One of my chicks has been 'bathing' in anything soft, such as blankets. It's the kind of behaviour seen when chicks are in dust baths. I read somewhere that they can have dust baths from an early age but I'm unsure of what age is usual & what sort of sand to use. They're four & a half weeks old & only one chick has been doing it. Shall I introduce a dust bath soon? Thanks for any advice that you can offer.


----------



## Graham (Jan 27, 2007)

My chicks had access to a sandbox from day one and all used it immediately. I used playsand from Wickes.


----------



## IamAshlyRose (Nov 7, 2011)

Graham said:


> My chicks had access to a sandbox from day one and all used it immediately. I used playsand from Wickes.

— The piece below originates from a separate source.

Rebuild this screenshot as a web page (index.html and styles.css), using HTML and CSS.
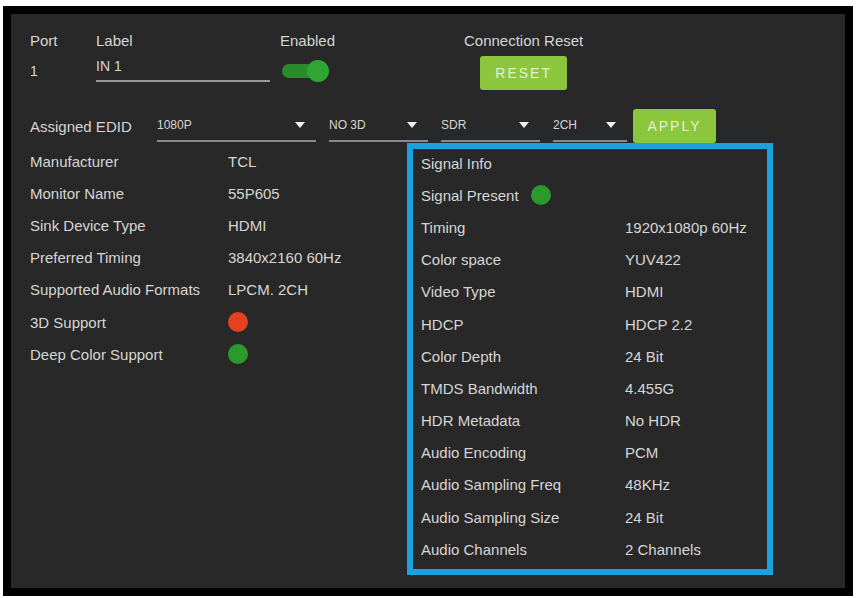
FILE: index.html
```html
<!DOCTYPE html>
<html lang="en">
<head>
    <meta charset="UTF-8">
    <meta name="viewport" content="width=device-width, initial-scale=1.0">
    <title>Port Settings</title>
    <link rel="stylesheet" href="styles.css">
</head>
<body>

<div class="frame">
    <!-- Port / label / enable / reset -->
    <div class="top-row">
        <div class="col col-port">
            <div class="head">Port</div>
            <div class="port-num">1</div>
        </div>
        <div class="col col-label">
            <div class="head">Label</div>
            <div class="label-field">IN 1</div>
        </div>
        <div class="col col-enabled">
            <div class="head">Enabled</div>
            <div class="toggle"><span class="knob"></span></div>
        </div>
        <div class="col col-reset">
            <div class="head">Connection Reset</div>
            <button class="green-button reset-button">RESET</button>
        </div>
    </div>

    <!-- EDID selection -->
    <div class="edid-row">
        <div class="edid-label">Assigned EDID</div>
        <div class="select select-wide"><span>1080P</span><span class="arrow"></span></div>
        <div class="select select-mid"><span>NO 3D</span><span class="arrow"></span></div>
        <div class="select select-mid"><span>SDR</span><span class="arrow"></span></div>
        <div class="select select-small"><span>2CH</span><span class="arrow"></span></div>
        <button class="green-button apply-button">APPLY</button>
    </div>

    <div class="body-row">
        <!-- Sink info -->
        <div class="sink-info">
            <div class="info-row"><span class="sink-label">Manufacturer</span><span>TCL</span></div>
            <div class="info-row"><span class="sink-label">Monitor Name</span><span>55P605</span></div>
            <div class="info-row"><span class="sink-label">Sink Device Type</span><span>HDMI</span></div>
            <div class="info-row"><span class="sink-label">Preferred Timing</span><span>3840x2160 60Hz</span></div>
            <div class="info-row"><span class="sink-label">Supported Audio Formats</span><span>LPCM. 2CH</span></div>
            <div class="info-row"><span class="sink-label">3D Support</span><span class="dot dot-red"></span></div>
            <div class="info-row"><span class="sink-label">Deep Color Support</span><span class="dot dot-green"></span></div>
        </div>

        <!-- Signal info -->
        <div class="signal-box">
            <div class="signal-list">
                <div class="info-row"><span>Signal Info</span></div>
                <div class="info-row"><span>Signal Present</span><span class="dot dot-green present-dot"></span></div>
                <div class="info-row"><span class="signal-label">Timing</span><span>1920x1080p 60Hz</span></div>
                <div class="info-row"><span class="signal-label">Color space</span><span>YUV422</span></div>
                <div class="info-row"><span class="signal-label">Video Type</span><span>HDMI</span></div>
                <div class="info-row"><span class="signal-label">HDCP</span><span>HDCP 2.2</span></div>
                <div class="info-row"><span class="signal-label">Color Depth</span><span>24 Bit</span></div>
                <div class="info-row"><span class="signal-label">TMDS Bandwidth</span><span>4.455G</span></div>
                <div class="info-row"><span class="signal-label">HDR Metadata</span><span>No HDR</span></div>
                <div class="info-row"><span class="signal-label">Audio Encoding</span><span>PCM</span></div>
                <div class="info-row"><span class="signal-label">Audio Sampling Freq</span><span>48KHz</span></div>
                <div class="info-row"><span class="signal-label">Audio Sampling Size</span><span>24 Bit</span></div>
                <div class="info-row"><span class="signal-label">Audio Channels</span><span>2 Channels</span></div>
            </div>
        </div>
    </div>
</div>

</body>
</html>
```

FILE: styles.css
```css
body {
    margin: 0;
    padding: 6px 0 0 3px;
    background-color: #fff;
    font-family: "Liberation Sans", Arial, sans-serif;
    font-size: 15px;
    color: #d6d6d6;
}

.frame {
    box-sizing: border-box;
    width: 850px;
    height: 590px;
    border: 8px solid #000;
    background-color: #282828;
    padding-left: 19px;
}

/* top row */
.top-row {
    display: flex;
    padding-top: 18px;
}

.col {
    display: flex;
    flex-direction: column;
}

.head {
    line-height: 18px;
}

.col-port {
    width: 66px;
}

.col-label {
    width: 184px;
}

.col-enabled {
    width: 184px;
}

.col-reset {
    align-items: center;
}

.port-num {
    margin-top: 12px;
    line-height: 18px;
    font-size: 14px;
}

.label-field {
    box-sizing: border-box;
    width: 174px;
    height: 32px;
    padding-top: 8px;
    line-height: 16px;
    font-size: 14px;
    border-bottom: 2px solid #9a9a9a;
}

.toggle {
    position: relative;
    width: 37px;
    height: 14px;
    margin: 14px 0 0 2px;
    border-radius: 7px;
    background-color: #2a8a2c;
}

.knob {
    position: absolute;
    left: 25px;
    top: -4px;
    width: 22px;
    height: 22px;
    border-radius: 50%;
    background-color: #2fa532;
}

.green-button {
    border: none;
    border-radius: 3px;
    background-color: #8cc63f;
    color: #e2f4cc;
    font-family: "Liberation Sans", Arial, sans-serif;
    font-size: 14px;
    letter-spacing: 2px;
    padding: 0;
    cursor: pointer;
}

.reset-button {
    width: 87px;
    height: 34px;
    margin-top: 6px;
}

/* EDID row */
.edid-row {
    display: flex;
    align-items: center;
    height: 34px;
    margin-top: 19px;
}

.edid-label {
    width: 127px;
}

.select {
    box-sizing: border-box;
    display: flex;
    align-items: center;
    justify-content: space-between;
    height: 33px;
    margin-right: 13px;
    padding-right: 11px;
    font-size: 12px;
    border-bottom: 2px solid #8a8a8a;
    align-self: flex-start;
}

.select-wide {
    width: 159px;
}

.select-mid {
    width: 99px;
}

.select-small {
    width: 74px;
    margin-right: 6px;
}

.arrow {
    width: 0;
    height: 0;
    border-left: 5px solid transparent;
    border-right: 5px solid transparent;
    border-top: 6px solid #eee;
}

.apply-button {
    width: 83px;
    height: 34px;
}

/* lists */
.body-row {
    display: flex;
    align-items: flex-start;
}

.sink-info {
    width: 377px;
    padding-top: 2px;
}

.info-row {
    display: flex;
    align-items: center;
    height: 32.2px;
}

.sink-label {
    width: 198px;
}

.signal-box {
    box-sizing: border-box;
    width: 366px;
    height: 432px;
    border: 6px solid #1ba1dd;
    padding-left: 8px;
}

.signal-list {
    margin-top: -2px;
}

.signal-label {
    width: 204px;
}

.dot {
    display: inline-block;
    width: 20px;
    height: 20px;
    border-radius: 50%;
}

.dot-red {
    background-color: #e5401f;
}

.dot-green {
    background-color: #2a9a2c;
}

.present-dot {
    margin-left: 12px;
}
```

Thank you, I'll have a look :}


----------



## paulajo (Oct 13, 2010)

Hi 
Play sand or chinchilla sand should be fine. I have about 50 or so chickens who free range about my garden, needless to say that there are 'craters' everywhere :whistling2: They find their favourite dusting spot and take it in turns, plants get dug up regardless :bash:


----------



## IamAshlyRose (Nov 7, 2011)

Ooh Chinchilla sand? I didn't think of that. Thank you for the good suggestion. I have two chicks ~ how big should the 'bath' be roughly?


----------



## paulajo (Oct 13, 2010)

I would imagine something like a sandwich box would be ok, as long as it has low sides. It hard to guess without knowing their size but as long as they can lay on their side and fluff it under their wings it'll be fine. 

Its very funny watching them bath, it is clearly bliss :lol2:


----------



## IamAshlyRose (Nov 7, 2011)

paulajo said:


> Its very funny watching them bath, it is clearly bliss


Hahaha I can imagine, I can't wait to see them in there. Perhaps an {unused} litter tray type thing? Shallow & enough room for two chicks to go mental in the dust!


----------



## paulajo (Oct 13, 2010)

Yep, that would be ideal :2thumb:


----------



## IamAshlyRose (Nov 7, 2011)

Thank you :}


----------